**WHAT YOU NEED TO DO:** Up to and including the line containing "string; icon: ComponentType<IconProps>;", please reproduce the lines of the listing below, starting from the top.

**RECORDED DATA:**
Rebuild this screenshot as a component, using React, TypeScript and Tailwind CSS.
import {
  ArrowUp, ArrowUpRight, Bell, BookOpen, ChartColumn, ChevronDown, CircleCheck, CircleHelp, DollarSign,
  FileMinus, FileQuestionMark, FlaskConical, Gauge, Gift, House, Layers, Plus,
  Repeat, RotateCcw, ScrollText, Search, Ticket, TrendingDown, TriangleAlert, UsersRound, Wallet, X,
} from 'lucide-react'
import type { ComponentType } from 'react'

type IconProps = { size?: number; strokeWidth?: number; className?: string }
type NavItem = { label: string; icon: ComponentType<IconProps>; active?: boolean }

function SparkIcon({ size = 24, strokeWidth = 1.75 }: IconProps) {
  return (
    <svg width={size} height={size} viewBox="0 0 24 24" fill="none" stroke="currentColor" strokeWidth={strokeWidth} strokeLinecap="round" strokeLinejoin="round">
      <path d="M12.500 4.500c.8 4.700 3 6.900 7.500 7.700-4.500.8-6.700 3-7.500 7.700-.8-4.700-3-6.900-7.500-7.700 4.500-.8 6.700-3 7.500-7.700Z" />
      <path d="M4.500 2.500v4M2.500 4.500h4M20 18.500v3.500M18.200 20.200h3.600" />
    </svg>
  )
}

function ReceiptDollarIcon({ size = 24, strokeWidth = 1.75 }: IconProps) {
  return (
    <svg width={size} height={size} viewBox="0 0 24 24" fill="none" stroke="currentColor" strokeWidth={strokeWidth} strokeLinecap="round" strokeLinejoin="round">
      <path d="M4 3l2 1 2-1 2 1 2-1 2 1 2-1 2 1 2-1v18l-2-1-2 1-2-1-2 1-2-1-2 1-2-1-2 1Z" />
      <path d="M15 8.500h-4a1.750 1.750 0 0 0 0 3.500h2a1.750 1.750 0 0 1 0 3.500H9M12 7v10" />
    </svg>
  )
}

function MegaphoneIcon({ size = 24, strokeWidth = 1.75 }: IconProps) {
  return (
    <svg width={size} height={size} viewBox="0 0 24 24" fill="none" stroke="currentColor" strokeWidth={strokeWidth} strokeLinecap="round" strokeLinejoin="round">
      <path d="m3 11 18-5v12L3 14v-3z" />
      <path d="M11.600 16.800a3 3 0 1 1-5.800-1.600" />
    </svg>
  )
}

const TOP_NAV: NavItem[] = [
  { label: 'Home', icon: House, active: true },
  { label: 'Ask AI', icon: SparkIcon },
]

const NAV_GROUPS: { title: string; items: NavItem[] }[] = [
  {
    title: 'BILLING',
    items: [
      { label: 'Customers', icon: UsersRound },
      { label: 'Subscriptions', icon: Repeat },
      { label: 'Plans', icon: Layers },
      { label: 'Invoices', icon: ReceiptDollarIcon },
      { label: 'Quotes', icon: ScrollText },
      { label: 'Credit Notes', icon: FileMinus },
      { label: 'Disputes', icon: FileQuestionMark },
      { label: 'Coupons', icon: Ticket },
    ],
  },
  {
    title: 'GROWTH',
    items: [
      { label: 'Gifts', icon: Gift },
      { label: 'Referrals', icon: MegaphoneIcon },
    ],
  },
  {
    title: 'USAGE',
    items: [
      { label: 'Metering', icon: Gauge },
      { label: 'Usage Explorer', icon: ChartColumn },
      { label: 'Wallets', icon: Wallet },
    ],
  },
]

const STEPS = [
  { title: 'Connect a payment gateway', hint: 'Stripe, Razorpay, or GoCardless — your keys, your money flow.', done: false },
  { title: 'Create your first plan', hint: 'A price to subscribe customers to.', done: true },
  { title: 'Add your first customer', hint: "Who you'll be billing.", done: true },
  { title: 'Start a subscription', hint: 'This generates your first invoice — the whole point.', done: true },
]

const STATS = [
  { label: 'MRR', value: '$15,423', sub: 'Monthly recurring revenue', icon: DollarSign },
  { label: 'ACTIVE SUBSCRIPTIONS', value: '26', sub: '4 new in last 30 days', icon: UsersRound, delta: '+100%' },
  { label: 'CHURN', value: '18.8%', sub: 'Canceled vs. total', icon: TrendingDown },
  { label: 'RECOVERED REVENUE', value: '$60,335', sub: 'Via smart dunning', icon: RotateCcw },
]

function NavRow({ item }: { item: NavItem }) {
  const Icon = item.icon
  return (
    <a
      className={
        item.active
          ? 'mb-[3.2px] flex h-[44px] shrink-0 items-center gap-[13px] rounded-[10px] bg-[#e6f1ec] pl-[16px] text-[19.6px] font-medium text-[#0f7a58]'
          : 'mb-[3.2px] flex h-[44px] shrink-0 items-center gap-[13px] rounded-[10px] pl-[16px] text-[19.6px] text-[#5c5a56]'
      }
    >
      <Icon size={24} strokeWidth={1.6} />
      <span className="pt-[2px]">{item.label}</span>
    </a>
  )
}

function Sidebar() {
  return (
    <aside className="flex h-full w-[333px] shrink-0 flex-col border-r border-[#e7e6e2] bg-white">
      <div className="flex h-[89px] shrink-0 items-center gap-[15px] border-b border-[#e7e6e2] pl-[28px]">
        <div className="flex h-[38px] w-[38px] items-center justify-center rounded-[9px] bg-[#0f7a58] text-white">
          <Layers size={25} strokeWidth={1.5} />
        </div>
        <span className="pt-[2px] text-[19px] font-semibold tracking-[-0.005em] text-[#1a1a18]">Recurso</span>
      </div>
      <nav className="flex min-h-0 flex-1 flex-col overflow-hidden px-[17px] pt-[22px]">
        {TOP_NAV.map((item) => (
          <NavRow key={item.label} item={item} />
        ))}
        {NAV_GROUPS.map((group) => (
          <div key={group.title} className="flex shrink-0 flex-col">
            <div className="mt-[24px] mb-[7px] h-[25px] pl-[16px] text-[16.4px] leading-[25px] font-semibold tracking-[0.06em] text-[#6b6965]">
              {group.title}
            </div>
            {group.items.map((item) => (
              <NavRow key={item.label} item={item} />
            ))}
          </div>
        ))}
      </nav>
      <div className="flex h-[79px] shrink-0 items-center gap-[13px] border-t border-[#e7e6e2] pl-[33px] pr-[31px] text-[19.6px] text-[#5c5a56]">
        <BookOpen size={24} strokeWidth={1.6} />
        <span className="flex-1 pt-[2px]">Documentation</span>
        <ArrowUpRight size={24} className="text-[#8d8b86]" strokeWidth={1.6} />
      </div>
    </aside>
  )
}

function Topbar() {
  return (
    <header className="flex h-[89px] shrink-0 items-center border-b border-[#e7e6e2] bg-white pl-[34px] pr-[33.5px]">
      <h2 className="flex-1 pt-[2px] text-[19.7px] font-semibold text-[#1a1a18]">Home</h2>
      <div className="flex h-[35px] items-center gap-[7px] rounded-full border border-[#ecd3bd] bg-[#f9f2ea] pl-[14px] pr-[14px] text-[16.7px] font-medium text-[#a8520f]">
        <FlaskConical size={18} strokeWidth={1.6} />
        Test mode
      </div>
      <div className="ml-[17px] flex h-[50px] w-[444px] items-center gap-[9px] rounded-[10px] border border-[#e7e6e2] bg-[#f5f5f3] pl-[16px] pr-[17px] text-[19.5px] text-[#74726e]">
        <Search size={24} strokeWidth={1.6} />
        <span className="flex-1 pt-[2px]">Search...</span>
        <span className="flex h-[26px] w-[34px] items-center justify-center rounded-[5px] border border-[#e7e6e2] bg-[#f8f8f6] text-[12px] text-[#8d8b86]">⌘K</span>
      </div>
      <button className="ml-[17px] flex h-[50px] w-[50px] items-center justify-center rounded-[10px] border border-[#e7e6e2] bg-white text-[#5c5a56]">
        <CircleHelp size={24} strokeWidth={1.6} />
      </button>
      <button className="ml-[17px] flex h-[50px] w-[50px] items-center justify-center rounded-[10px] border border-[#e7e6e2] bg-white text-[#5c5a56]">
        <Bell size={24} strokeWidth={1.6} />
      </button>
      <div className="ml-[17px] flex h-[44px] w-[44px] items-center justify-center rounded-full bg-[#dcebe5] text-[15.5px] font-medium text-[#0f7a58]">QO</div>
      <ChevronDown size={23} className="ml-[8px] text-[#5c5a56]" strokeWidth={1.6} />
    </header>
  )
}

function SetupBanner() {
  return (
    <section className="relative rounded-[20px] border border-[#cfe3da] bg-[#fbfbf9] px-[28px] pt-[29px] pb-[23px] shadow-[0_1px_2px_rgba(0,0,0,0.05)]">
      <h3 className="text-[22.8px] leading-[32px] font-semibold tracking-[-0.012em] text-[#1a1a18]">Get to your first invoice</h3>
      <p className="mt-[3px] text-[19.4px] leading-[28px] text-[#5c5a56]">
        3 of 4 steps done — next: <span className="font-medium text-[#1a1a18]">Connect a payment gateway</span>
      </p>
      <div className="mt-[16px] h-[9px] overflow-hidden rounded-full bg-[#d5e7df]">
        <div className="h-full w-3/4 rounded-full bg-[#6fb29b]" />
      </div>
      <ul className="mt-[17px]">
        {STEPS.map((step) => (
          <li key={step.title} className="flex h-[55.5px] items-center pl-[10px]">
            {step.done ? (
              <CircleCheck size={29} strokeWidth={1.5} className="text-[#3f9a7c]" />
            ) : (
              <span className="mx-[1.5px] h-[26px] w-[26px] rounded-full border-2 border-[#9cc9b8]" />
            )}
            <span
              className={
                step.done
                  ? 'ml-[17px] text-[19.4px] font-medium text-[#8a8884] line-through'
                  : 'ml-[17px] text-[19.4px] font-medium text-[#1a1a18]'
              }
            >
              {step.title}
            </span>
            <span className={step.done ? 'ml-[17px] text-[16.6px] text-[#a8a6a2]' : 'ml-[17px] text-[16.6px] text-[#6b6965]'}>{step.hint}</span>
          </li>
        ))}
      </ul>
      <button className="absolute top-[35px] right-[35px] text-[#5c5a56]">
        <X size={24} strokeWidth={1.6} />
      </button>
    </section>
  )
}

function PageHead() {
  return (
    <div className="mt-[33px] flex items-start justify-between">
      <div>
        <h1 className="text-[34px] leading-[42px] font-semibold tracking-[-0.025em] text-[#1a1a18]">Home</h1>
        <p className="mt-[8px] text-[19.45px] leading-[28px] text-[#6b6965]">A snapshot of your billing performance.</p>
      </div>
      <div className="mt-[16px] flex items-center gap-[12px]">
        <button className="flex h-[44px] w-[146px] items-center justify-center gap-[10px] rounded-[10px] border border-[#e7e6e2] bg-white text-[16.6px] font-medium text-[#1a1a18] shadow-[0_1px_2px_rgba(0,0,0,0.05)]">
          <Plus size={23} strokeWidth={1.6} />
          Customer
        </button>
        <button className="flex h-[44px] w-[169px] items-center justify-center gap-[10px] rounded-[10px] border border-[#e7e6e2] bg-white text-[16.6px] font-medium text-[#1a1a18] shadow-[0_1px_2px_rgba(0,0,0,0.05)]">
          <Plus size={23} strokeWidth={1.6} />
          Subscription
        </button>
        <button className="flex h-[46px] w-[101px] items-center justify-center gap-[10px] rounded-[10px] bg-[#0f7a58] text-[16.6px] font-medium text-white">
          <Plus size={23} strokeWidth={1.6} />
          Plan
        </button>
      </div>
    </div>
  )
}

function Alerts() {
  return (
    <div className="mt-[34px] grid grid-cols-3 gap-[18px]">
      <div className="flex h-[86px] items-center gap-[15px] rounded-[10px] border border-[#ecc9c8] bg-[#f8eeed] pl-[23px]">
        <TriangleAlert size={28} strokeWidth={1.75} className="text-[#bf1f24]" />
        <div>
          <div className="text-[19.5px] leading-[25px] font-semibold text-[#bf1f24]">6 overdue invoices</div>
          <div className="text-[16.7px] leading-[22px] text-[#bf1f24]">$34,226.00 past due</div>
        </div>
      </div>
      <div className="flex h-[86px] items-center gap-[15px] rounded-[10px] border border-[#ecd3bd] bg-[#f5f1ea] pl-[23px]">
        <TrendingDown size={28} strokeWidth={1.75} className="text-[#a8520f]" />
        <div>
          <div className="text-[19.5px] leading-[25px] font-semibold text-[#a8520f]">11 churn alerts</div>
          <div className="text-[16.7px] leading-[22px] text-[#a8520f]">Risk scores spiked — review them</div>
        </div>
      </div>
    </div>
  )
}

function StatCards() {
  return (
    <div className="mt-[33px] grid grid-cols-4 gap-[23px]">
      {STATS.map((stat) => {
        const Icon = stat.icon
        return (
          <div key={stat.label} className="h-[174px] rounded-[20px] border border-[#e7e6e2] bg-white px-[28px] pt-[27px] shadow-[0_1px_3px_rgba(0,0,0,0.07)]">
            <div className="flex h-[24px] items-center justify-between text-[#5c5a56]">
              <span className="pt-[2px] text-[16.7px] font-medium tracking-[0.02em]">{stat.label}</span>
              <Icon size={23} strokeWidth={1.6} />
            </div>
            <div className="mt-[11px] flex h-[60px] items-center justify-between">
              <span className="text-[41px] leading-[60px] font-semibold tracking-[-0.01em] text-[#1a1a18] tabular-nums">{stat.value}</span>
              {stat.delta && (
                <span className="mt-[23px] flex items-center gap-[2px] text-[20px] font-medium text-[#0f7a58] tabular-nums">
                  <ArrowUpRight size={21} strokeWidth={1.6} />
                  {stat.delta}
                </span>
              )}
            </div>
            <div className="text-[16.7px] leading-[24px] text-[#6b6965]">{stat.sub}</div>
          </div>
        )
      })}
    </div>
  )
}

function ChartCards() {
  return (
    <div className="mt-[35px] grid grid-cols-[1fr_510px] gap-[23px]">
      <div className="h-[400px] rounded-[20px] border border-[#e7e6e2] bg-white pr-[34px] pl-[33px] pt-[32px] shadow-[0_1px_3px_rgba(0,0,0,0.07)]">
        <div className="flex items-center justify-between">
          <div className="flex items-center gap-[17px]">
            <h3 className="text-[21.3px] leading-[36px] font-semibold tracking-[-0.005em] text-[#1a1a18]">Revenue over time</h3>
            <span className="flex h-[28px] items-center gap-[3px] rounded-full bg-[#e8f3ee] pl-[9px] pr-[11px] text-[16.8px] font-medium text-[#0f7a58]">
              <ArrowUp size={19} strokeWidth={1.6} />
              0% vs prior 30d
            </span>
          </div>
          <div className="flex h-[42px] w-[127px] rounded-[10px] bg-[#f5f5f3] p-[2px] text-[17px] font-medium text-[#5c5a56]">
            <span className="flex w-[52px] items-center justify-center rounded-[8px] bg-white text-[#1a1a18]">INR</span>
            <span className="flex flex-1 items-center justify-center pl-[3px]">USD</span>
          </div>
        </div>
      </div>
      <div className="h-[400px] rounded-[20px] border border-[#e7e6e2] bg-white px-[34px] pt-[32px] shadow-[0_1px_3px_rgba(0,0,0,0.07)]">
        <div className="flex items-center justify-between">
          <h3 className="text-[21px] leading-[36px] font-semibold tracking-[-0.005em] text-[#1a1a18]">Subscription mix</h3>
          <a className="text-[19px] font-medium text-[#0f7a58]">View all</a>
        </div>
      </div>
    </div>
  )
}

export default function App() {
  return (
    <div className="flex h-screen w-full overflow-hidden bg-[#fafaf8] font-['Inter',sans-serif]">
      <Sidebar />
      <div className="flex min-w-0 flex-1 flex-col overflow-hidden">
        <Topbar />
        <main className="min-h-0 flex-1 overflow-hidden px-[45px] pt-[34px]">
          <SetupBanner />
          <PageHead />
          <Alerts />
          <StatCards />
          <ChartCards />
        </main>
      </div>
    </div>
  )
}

**TASK OUTPUT:**
Rebuild this screenshot as a component, using React, TypeScript and Tailwind CSS.
import {
  ArrowUp, ArrowUpRight, Bell, BookOpen, ChartColumn, ChevronDown, CircleCheck, CircleHelp, DollarSign,
  FileMinus, FileQuestionMark, FlaskConical, Gauge, Gift, House, Layers, Plus,
  Repeat, RotateCcw, ScrollText, Search, Ticket, TrendingDown, TriangleAlert, UsersRound, Wallet, X,
} from 'lucide-react'
import type { ComponentType } from 'react'

type IconProps = { size?: number; strokeWidth?: number; className?: string }
type NavItem = { label: string; icon: ComponentType<IconProps>; active?: boolean }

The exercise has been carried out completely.